First, what does the scale look like in terms of how many events are you seeing sent from the edge? And how many leaf servers and hub did you have? What kind of auth did you use?
Robert Hughes:
Yeah, we have about 500 leaf nodes. Each leaf node is a 3 server cluster. We have one hub, I think it's 13 servers and they're all connecting as leaf nodes. In terms of scale, we send on average a few gigs per leaf node a day. It equates to like a few million, so pretty small messaging.
We use pretty similar to MachineMetrics. We use the decentralized JWT end keys. We have a single account from our hub to our leaf nodes.
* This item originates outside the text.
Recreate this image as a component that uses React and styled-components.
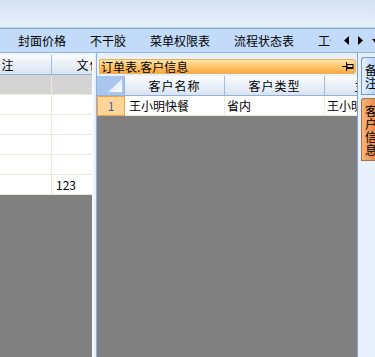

And each customer, through signing keys, gets a unique end key for authentication, but managed with one signing key, and permissions and wildcards.
Nate Emerson:
Can you tell us a bit more about the specification repo you mentioned? So what was the motivation behind that? And how to interact with it?
Robert Hughes:
Kind of similar to MachineMetrics. It's a thing we wrote ourselves a PowerFlex we have a Github repo of the cloud event. It's following the cloud event specification, async API. But we take it a step farther, we actually have a CICD that turns it into libraries. So we have python, we have a typescript node, we have rust. So it takes the spec, and it generates event payloads and even publishers into libraries that developers can use by just updating a package.
Nate Emerson:
Awesome, and then one kind of fun one, but just out of curiosity. Do you have any major wish list items or features that you're looking forward to in new net server developments, especially particular to edge and leaf node deployments?
Robert Hughes:
I'm pretty stoked about the tracing personally. It's something that I wish NATS has had. Yeah, I couldn't be more excited about it.
Nate Emerson:
Awesome. Well, hey, thank you so much for the time today, Robbie, thank you for joining us and looking forward to charging my EV Sometime at a PowerFlex station.
Robert Hughes:
Oh, yeah. Yeah, please do take care.